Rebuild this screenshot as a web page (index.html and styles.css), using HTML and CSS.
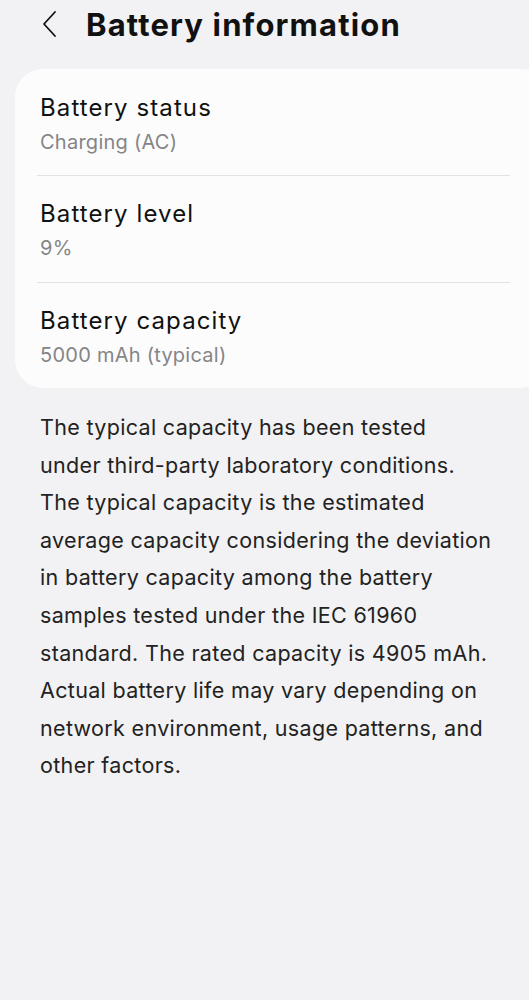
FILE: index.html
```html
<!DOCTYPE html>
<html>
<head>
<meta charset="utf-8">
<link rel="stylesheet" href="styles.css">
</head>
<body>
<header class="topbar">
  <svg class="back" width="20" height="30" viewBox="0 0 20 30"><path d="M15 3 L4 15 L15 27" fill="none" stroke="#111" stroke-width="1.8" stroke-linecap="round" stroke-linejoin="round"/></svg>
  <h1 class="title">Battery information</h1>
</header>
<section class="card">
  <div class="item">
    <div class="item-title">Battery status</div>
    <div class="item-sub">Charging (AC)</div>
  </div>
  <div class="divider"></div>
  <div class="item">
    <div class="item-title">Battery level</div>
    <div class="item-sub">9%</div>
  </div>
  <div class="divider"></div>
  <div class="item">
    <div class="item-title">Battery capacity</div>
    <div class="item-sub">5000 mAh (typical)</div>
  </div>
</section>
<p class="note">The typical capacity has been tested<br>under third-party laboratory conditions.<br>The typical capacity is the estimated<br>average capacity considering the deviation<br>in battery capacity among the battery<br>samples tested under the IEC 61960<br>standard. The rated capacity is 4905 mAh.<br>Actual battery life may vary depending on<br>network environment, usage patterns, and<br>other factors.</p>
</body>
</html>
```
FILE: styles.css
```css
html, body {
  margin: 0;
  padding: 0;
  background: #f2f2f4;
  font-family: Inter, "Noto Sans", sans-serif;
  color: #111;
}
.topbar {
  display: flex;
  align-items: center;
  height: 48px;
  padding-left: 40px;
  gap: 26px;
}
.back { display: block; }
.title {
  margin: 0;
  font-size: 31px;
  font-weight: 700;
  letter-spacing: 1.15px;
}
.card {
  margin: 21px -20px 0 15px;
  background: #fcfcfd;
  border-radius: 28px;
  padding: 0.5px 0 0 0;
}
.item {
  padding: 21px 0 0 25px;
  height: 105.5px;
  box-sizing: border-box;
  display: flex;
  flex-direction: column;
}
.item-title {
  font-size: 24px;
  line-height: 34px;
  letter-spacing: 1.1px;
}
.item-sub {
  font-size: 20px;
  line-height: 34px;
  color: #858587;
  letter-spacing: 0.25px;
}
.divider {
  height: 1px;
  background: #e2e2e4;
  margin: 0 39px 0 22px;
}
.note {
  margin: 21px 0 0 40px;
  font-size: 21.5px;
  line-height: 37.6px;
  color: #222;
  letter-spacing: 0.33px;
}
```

Goal of the exercise: Output the data exactly. Pictures don't belong in the result.

Complete answer:
Rebuild this screenshot as a web page (index.html and styles.css), using HTML and CSS.
FILE: index.html
```html
<!DOCTYPE html>
<html>
<head>
<meta charset="utf-8">
<link rel="stylesheet" href="styles.css">
</head>
<body>
<header class="topbar">
  <svg class="back" width="20" height="30" viewBox="0 0 20 30"><path d="M15 3 L4 15 L15 27" fill="none" stroke="#111" stroke-width="1.8" stroke-linecap="round" stroke-linejoin="round"/></svg>
  <h1 class="title">Battery information</h1>
</header>
<section class="card">
  <div class="item">
    <div class="item-title">Battery status</div>
    <div class="item-sub">Charging (AC)</div>
  </div>
  <div class="divider"></div>
  <div class="item">
    <div class="item-title">Battery level</div>
    <div class="item-sub">9%</div>
  </div>
  <div class="divider"></div>
  <div class="item">
    <div class="item-title">Battery capacity</div>
    <div class="item-sub">5000 mAh (typical)</div>
  </div>
</section>
<p class="note">The typical capacity has been tested<br>under third-party laboratory conditions.<br>The typical capacity is the estimated<br>average capacity considering the deviation<br>in battery capacity among the battery<br>samples tested under the IEC 61960<br>standard. The rated capacity is 4905 mAh.<br>Actual battery life may vary depending on<br>network environment, usage patterns, and<br>other factors.</p>
</body>
</html>
```
FILE: styles.css
```css
html, body {
  margin: 0;
  padding: 0;
  background: #f2f2f4;
  font-family: Inter, "Noto Sans", sans-serif;
  color: #111;
}
.topbar {
  display: flex;
  align-items: center;
  height: 48px;
  padding-left: 40px;
  gap: 26px;
}
.back { display: block; }
.title {
  margin: 0;
  font-size: 31px;
  font-weight: 700;
  letter-spacing: 1.15px;
}
.card {
  margin: 21px -20px 0 15px;
  background: #fcfcfd;
  border-radius: 28px;
  padding: 0.5px 0 0 0;
}
.item {
  padding: 21px 0 0 25px;
  height: 105.5px;
  box-sizing: border-box;
  display: flex;
  flex-direction: column;
}
.item-title {
  font-size: 24px;
  line-height: 34px;
  letter-spacing: 1.1px;
}
.item-sub {
  font-size: 20px;
  line-height: 34px;
  color: #858587;
  letter-spacing: 0.25px;
}
.divider {
  height: 1px;
  background: #e2e2e4;
  margin: 0 39px 0 22px;
}
.note {
  margin: 21px 0 0 40px;
  font-size: 21.5px;
  line-height: 37.6px;
  color: #222;
  letter-spacing: 0.33px;
}
```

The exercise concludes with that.